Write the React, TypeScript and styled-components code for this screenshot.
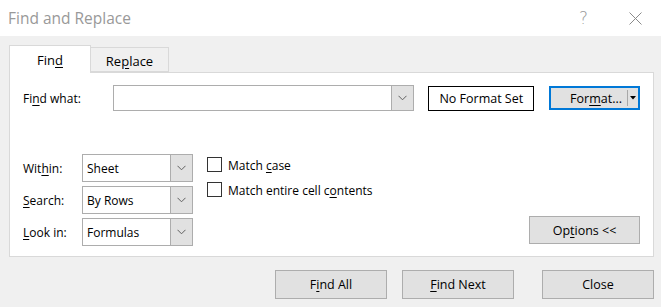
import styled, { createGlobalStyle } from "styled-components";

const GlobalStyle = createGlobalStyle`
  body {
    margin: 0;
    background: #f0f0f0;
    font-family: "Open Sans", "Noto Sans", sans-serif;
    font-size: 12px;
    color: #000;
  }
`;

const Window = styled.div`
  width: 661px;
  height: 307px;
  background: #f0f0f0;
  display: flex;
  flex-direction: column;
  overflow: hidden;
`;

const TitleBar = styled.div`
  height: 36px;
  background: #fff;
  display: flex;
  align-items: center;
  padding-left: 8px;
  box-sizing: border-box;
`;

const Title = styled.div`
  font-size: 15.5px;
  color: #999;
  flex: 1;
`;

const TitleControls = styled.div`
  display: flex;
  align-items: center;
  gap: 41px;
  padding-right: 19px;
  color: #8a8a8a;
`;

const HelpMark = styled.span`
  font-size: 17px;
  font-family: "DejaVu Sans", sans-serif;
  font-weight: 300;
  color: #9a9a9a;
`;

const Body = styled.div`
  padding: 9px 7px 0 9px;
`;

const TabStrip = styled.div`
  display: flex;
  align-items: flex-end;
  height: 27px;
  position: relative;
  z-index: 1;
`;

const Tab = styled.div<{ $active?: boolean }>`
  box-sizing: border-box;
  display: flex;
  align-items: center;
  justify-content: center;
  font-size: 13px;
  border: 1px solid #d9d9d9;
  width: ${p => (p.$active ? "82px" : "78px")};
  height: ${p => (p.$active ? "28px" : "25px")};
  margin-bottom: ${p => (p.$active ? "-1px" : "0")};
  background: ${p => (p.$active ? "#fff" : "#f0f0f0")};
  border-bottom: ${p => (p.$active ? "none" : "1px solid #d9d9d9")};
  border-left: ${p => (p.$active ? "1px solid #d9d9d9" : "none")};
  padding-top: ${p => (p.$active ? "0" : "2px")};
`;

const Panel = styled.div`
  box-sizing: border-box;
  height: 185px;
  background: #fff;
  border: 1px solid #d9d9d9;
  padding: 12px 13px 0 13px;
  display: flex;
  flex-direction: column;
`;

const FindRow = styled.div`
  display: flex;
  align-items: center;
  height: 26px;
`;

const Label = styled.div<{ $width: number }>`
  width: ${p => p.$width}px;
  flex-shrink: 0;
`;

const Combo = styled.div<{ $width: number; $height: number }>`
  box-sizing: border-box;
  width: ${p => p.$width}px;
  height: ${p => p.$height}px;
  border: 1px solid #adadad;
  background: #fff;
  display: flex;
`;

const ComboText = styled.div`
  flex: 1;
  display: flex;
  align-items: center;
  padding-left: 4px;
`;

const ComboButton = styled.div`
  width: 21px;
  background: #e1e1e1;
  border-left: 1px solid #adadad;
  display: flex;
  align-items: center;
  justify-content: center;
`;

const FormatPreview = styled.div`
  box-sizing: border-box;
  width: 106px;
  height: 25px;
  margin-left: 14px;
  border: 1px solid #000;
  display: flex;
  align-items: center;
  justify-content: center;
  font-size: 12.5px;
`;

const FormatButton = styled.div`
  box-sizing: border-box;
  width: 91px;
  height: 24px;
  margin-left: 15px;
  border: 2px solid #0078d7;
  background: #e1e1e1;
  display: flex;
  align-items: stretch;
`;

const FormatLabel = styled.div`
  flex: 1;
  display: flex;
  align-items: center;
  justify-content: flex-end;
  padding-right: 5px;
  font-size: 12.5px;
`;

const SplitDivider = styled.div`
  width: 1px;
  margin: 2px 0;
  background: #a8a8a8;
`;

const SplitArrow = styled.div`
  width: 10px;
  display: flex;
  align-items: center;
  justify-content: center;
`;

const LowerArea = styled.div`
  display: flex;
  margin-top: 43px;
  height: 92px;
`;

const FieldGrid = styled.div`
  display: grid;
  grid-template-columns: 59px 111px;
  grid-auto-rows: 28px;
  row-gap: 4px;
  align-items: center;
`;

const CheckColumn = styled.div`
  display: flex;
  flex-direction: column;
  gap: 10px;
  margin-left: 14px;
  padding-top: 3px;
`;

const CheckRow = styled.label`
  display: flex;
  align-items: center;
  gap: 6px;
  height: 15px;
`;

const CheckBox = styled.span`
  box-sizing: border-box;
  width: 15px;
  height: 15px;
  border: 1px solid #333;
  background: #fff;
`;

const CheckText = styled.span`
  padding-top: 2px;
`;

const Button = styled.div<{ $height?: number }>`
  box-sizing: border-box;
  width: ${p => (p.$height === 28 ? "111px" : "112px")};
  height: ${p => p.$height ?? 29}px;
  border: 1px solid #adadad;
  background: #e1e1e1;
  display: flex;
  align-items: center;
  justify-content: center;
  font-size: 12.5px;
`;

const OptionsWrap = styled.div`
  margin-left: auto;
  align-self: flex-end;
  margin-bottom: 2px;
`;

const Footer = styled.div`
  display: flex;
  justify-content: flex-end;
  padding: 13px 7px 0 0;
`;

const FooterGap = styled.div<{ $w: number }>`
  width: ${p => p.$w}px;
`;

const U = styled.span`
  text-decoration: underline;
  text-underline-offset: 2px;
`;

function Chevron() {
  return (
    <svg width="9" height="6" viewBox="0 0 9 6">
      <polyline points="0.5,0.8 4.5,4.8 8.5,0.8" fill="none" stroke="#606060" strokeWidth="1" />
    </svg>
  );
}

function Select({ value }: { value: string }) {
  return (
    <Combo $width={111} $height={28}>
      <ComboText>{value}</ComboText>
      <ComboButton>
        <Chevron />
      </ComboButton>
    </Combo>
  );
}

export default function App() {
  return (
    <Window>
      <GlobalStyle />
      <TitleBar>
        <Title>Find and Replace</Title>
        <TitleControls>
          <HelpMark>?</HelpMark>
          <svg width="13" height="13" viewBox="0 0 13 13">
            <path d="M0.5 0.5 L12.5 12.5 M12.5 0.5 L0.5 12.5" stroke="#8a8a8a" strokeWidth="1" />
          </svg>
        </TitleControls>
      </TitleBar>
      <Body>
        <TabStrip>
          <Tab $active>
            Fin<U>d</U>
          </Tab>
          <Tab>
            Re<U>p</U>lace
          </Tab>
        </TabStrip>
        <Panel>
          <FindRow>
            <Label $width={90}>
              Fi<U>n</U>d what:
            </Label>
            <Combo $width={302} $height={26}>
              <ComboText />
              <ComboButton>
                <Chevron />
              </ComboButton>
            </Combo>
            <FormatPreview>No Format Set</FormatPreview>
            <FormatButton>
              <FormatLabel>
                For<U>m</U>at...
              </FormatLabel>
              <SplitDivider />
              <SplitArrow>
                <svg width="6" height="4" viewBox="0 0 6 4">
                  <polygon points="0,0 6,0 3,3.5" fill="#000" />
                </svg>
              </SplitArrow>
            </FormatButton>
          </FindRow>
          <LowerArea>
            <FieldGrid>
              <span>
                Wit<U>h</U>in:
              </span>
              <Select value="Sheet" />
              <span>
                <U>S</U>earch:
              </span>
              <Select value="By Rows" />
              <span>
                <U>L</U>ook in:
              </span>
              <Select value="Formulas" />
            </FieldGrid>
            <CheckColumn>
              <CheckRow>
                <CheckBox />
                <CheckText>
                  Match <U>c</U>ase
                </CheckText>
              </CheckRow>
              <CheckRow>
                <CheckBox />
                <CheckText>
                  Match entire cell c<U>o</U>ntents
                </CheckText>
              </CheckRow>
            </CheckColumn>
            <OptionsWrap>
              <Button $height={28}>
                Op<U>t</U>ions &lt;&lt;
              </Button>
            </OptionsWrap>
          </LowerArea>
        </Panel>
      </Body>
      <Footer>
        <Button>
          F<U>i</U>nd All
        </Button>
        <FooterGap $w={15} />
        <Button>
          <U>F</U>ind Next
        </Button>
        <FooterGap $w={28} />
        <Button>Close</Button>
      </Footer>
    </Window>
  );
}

○ ○ ○

# SHORT PROBLEM:
Copy the material exactly. Do not include the pictures.

# EXERCISE ANSWER:
Write the React, TypeScript and styled-components code for this screenshot.
import styled, { createGlobalStyle } from "styled-components";

const GlobalStyle = createGlobalStyle`
  body {
    margin: 0;
    background: #f0f0f0;
    font-family: "Open Sans", "Noto Sans", sans-serif;
    font-size: 12px;
    color: #000;
  }
`;

const Window = styled.div`
  width: 661px;
  height: 307px;
  background: #f0f0f0;
  display: flex;
  flex-direction: column;
  overflow: hidden;
`;

const TitleBar = styled.div`
  height: 36px;
  background: #fff;
  display: flex;
  align-items: center;
  padding-left: 8px;
  box-sizing: border-box;
`;

const Title = styled.div`
  font-size: 15.5px;
  color: #999;
  flex: 1;
`;

const TitleControls = styled.div`
  display: flex;
  align-items: center;
  gap: 41px;
  padding-right: 19px;
  color: #8a8a8a;
`;

const HelpMark = styled.span`
  font-size: 17px;
  font-family: "DejaVu Sans", sans-serif;
  font-weight: 300;
  color: #9a9a9a;
`;

const Body = styled.div`
  padding: 9px 7px 0 9px;
`;

const TabStrip = styled.div`
  display: flex;
  align-items: flex-end;
  height: 27px;
  position: relative;
  z-index: 1;
`;

const Tab = styled.div<{ $active?: boolean }>`
  box-sizing: border-box;
  display: flex;
  align-items: center;
  justify-content: center;
  font-size: 13px;
  border: 1px solid #d9d9d9;
  width: ${p => (p.$active ? "82px" : "78px")};
  height: ${p => (p.$active ? "28px" : "25px")};
  margin-bottom: ${p => (p.$active ? "-1px" : "0")};
  background: ${p => (p.$active ? "#fff" : "#f0f0f0")};
  border-bottom: ${p => (p.$active ? "none" : "1px solid #d9d9d9")};
  border-left: ${p => (p.$active ? "1px solid #d9d9d9" : "none")};
  padding-top: ${p => (p.$active ? "0" : "2px")};
`;

const Panel = styled.div`
  box-sizing: border-box;
  height: 185px;
  background: #fff;
  border: 1px solid #d9d9d9;
  padding: 12px 13px 0 13px;
  display: flex;
  flex-direction: column;
`;

const FindRow = styled.div`
  display: flex;
  align-items: center;
  height: 26px;
`;

const Label = styled.div<{ $width: number }>`
  width: ${p => p.$width}px;
  flex-shrink: 0;
`;

const Combo = styled.div<{ $width: number; $height: number }>`
  box-sizing: border-box;
  width: ${p => p.$width}px;
  height: ${p => p.$height}px;
  border: 1px solid #adadad;
  background: #fff;
  display: flex;
`;

const ComboText = styled.div`
  flex: 1;
  display: flex;
  align-items: center;
  padding-left: 4px;
`;

const ComboButton = styled.div`
  width: 21px;
  background: #e1e1e1;
  border-left: 1px solid #adadad;
  display: flex;
  align-items: center;
  justify-content: center;
`;

const FormatPreview = styled.div`
  box-sizing: border-box;
  width: 106px;
  height: 25px;
  margin-left: 14px;
  border: 1px solid #000;
  display: flex;
  align-items: center;
  justify-content: center;
  font-size: 12.5px;
`;

const FormatButton = styled.div`
  box-sizing: border-box;
  width: 91px;
  height: 24px;
  margin-left: 15px;
  border: 2px solid #0078d7;
  background: #e1e1e1;
  display: flex;
  align-items: stretch;
`;

const FormatLabel = styled.div`
  flex: 1;
  display: flex;
  align-items: center;
  justify-content: flex-end;
  padding-right: 5px;
  font-size: 12.5px;
`;

const SplitDivider = styled.div`
  width: 1px;
  margin: 2px 0;
  background: #a8a8a8;
`;

const SplitArrow = styled.div`
  width: 10px;
  display: flex;
  align-items: center;
  justify-content: center;
`;

const LowerArea = styled.div`
  display: flex;
  margin-top: 43px;
  height: 92px;
`;

const FieldGrid = styled.div`
  display: grid;
  grid-template-columns: 59px 111px;
  grid-auto-rows: 28px;
  row-gap: 4px;
  align-items: center;
`;

const CheckColumn = styled.div`
  display: flex;
  flex-direction: column;
  gap: 10px;
  margin-left: 14px;
  padding-top: 3px;
`;

const CheckRow = styled.label`
  display: flex;
  align-items: center;
  gap: 6px;
  height: 15px;
`;

const CheckBox = styled.span`
  box-sizing: border-box;
  width: 15px;
  height: 15px;
  border: 1px solid #333;
  background: #fff;
`;

const CheckText = styled.span`
  padding-top: 2px;
`;

const Button = styled.div<{ $height?: number }>`
  box-sizing: border-box;
  width: ${p => (p.$height === 28 ? "111px" : "112px")};
  height: ${p => p.$height ?? 29}px;
  border: 1px solid #adadad;
  background: #e1e1e1;
  display: flex;
  align-items: center;
  justify-content: center;
  font-size: 12.5px;
`;

const OptionsWrap = styled.div`
  margin-left: auto;
  align-self: flex-end;
  margin-bottom: 2px;
`;

const Footer = styled.div`
  display: flex;
  justify-content: flex-end;
  padding: 13px 7px 0 0;
`;

const FooterGap = styled.div<{ $w: number }>`
  width: ${p => p.$w}px;
`;

const U = styled.span`
  text-decoration: underline;
  text-underline-offset: 2px;
`;

function Chevron() {
  return (
    <svg width="9" height="6" viewBox="0 0 9 6">
      <polyline points="0.5,0.8 4.5,4.8 8.5,0.8" fill="none" stroke="#606060" strokeWidth="1" />
    </svg>
  );
}

function Select({ value }: { value: string }) {
  return (
    <Combo $width={111} $height={28}>
      <ComboText>{value}</ComboText>
      <ComboButton>
        <Chevron />
      </ComboButton>
    </Combo>
  );
}

export default function App() {
  return (
    <Window>
      <GlobalStyle />
      <TitleBar>
        <Title>Find and Replace</Title>
        <TitleControls>
          <HelpMark>?</HelpMark>
          <svg width="13" height="13" viewBox="0 0 13 13">
            <path d="M0.5 0.5 L12.5 12.5 M12.5 0.5 L0.5 12.5" stroke="#8a8a8a" strokeWidth="1" />
          </svg>
        </TitleControls>
      </TitleBar>
      <Body>
        <TabStrip>
          <Tab $active>
            Fin<U>d</U>
          </Tab>
          <Tab>
            Re<U>p</U>lace
          </Tab>
        </TabStrip>
        <Panel>
          <FindRow>
            <Label $width={90}>
              Fi<U>n</U>d what:
            </Label>
            <Combo $width={302} $height={26}>
              <ComboText />
              <ComboButton>
                <Chevron />
              </ComboButton>
            </Combo>
            <FormatPreview>No Format Set</FormatPreview>
            <FormatButton>
              <FormatLabel>
                For<U>m</U>at...
              </FormatLabel>
              <SplitDivider />
              <SplitArrow>
                <svg width="6" height="4" viewBox="0 0 6 4">
                  <polygon points="0,0 6,0 3,3.5" fill="#000" />
                </svg>
              </SplitArrow>
            </FormatButton>
          </FindRow>
          <LowerArea>
            <FieldGrid>
              <span>
                Wit<U>h</U>in:
              </span>
              <Select value="Sheet" />
              <span>
                <U>S</U>earch:
              </span>
              <Select value="By Rows" />
              <span>
                <U>L</U>ook in:
              </span>
              <Select value="Formulas" />
            </FieldGrid>
            <CheckColumn>
              <CheckRow>
                <CheckBox />
                <CheckText>
                  Match <U>c</U>ase
                </CheckText>
              </CheckRow>
              <CheckRow>
                <CheckBox />
                <CheckText>
                  Match entire cell c<U>o</U>ntents
                </CheckText>
              </CheckRow>
            </CheckColumn>
            <OptionsWrap>
              <Button $height={28}>
                Op<U>t</U>ions &lt;&lt;
              </Button>
            </OptionsWrap>
          </LowerArea>
        </Panel>
      </Body>
      <Footer>
        <Button>
          F<U>i</U>nd All
        </Button>
        <FooterGap $w={15} />
        <Button>
          <U>F</U>ind Next
        </Button>
        <FooterGap $w={28} />
        <Button>Close</Button>
      </Footer>
    </Window>
  );
}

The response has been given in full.